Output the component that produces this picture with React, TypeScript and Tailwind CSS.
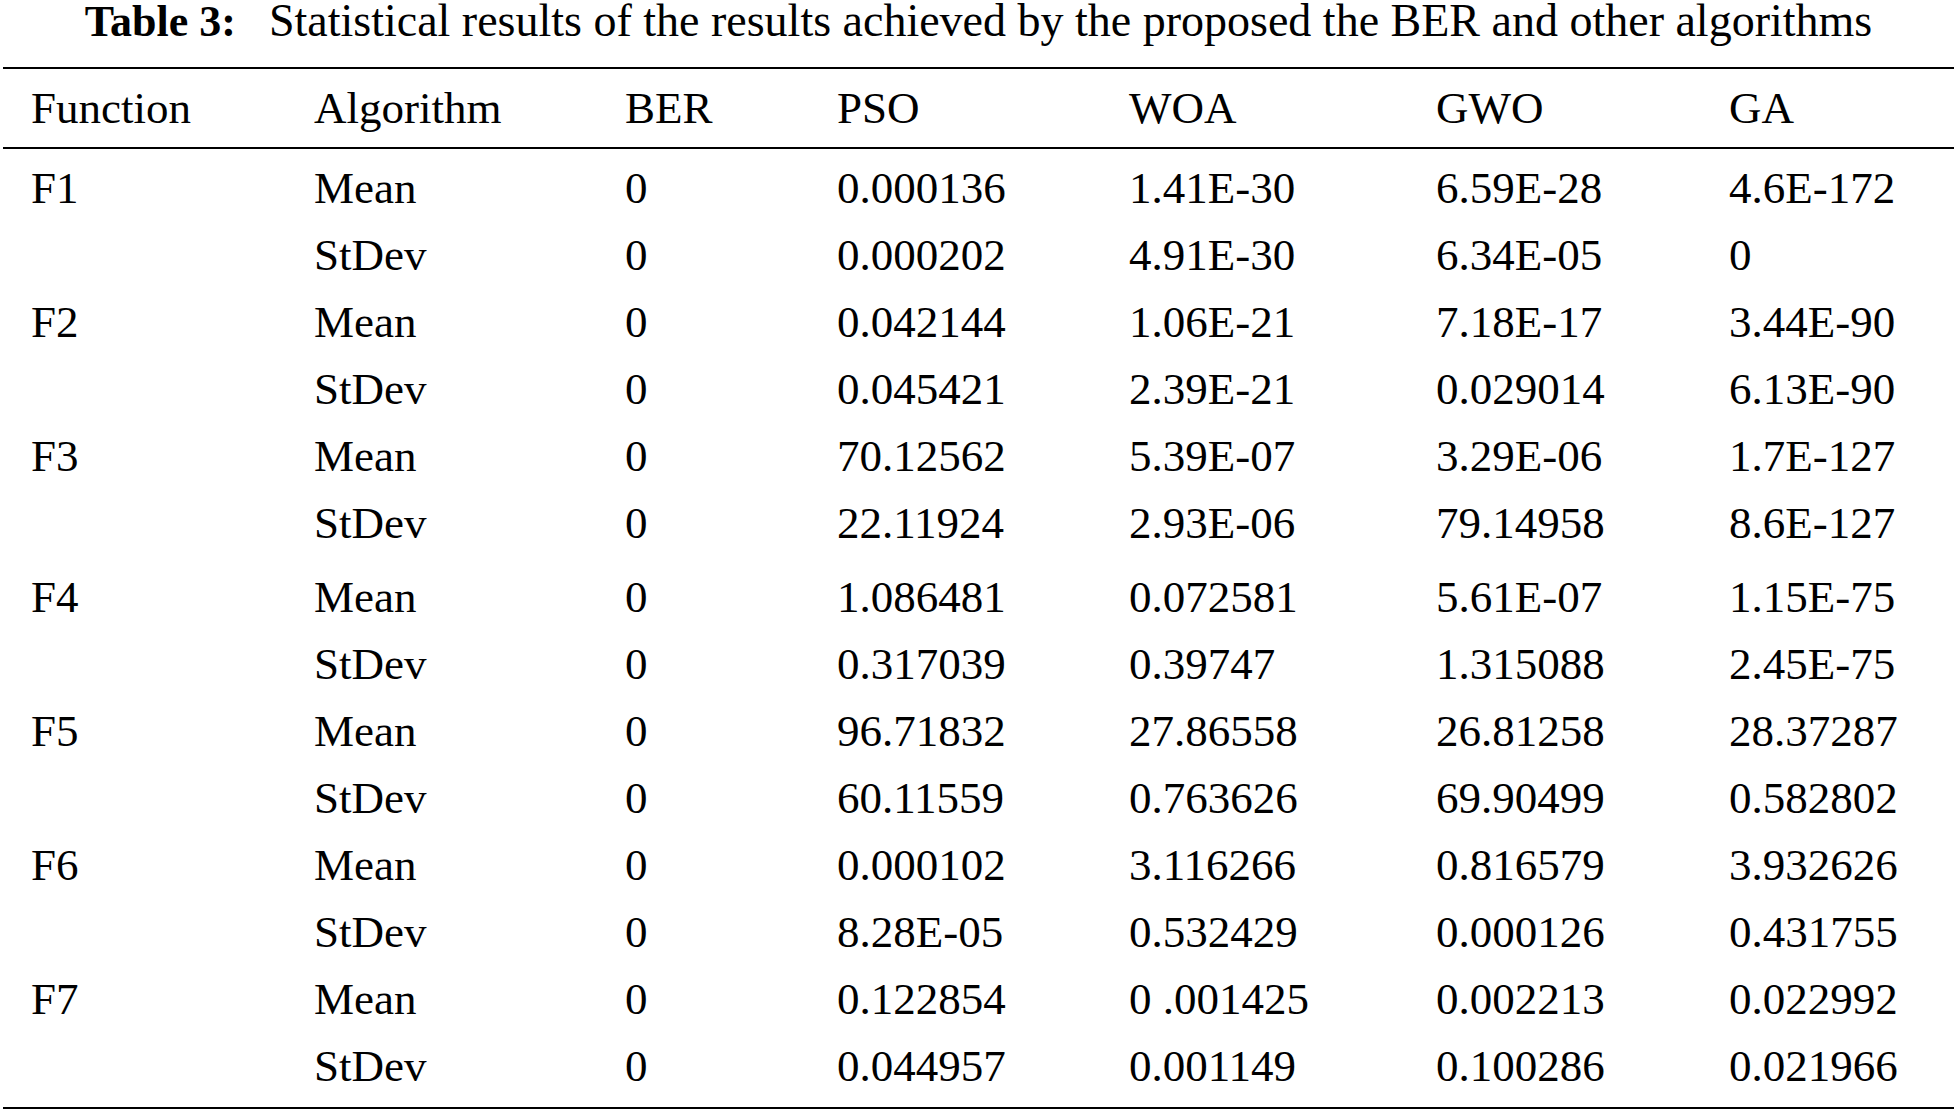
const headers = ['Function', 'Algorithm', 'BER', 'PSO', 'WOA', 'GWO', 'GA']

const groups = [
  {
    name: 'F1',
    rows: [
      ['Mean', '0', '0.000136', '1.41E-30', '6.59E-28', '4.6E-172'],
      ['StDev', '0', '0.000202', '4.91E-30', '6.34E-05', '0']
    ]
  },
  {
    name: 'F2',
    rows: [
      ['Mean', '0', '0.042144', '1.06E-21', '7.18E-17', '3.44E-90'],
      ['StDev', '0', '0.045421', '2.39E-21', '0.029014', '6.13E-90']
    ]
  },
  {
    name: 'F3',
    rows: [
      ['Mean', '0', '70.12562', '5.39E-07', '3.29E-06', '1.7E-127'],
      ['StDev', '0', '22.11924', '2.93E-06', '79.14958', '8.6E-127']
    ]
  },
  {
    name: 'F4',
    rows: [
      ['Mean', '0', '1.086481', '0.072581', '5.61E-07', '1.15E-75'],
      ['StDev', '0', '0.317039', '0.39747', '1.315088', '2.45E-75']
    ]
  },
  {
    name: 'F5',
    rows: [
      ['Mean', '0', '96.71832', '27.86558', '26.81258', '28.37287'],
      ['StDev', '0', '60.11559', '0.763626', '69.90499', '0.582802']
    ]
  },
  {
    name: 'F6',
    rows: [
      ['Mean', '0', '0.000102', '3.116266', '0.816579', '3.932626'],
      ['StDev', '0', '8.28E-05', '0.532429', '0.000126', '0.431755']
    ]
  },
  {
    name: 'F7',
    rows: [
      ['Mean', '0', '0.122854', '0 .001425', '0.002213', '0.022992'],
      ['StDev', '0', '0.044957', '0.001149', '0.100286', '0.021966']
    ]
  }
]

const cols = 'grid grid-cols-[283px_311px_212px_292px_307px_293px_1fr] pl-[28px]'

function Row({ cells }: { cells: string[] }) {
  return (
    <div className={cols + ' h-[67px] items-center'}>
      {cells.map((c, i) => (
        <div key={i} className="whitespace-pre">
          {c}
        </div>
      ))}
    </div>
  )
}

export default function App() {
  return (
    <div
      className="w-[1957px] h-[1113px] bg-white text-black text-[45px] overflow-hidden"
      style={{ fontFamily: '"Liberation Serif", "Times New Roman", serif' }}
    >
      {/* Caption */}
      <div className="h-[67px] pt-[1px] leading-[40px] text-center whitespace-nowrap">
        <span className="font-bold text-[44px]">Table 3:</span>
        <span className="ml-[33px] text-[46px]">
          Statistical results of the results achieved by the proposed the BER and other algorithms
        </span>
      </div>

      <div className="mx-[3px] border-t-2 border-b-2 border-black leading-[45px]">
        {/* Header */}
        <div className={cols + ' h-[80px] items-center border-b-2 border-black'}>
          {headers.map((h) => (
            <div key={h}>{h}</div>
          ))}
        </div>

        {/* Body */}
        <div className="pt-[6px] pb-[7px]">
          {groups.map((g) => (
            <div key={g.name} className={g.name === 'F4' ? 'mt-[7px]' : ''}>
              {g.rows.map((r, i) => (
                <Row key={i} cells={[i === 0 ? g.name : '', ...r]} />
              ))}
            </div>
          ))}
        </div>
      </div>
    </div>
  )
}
* * * * * * * * *
What needs to be done.
Copy nothing but the lines from the first one in the listing through the line with "['Function', 'Algorithm', 'BER', 'PSO', 'WOA', 'GWO', 'GA']", and omit the pictures.

Task answer.
Output the component that produces this picture with React, TypeScript and Tailwind CSS.
const headers = ['Function', 'Algorithm', 'BER', 'PSO', 'WOA', 'GWO', 'GA']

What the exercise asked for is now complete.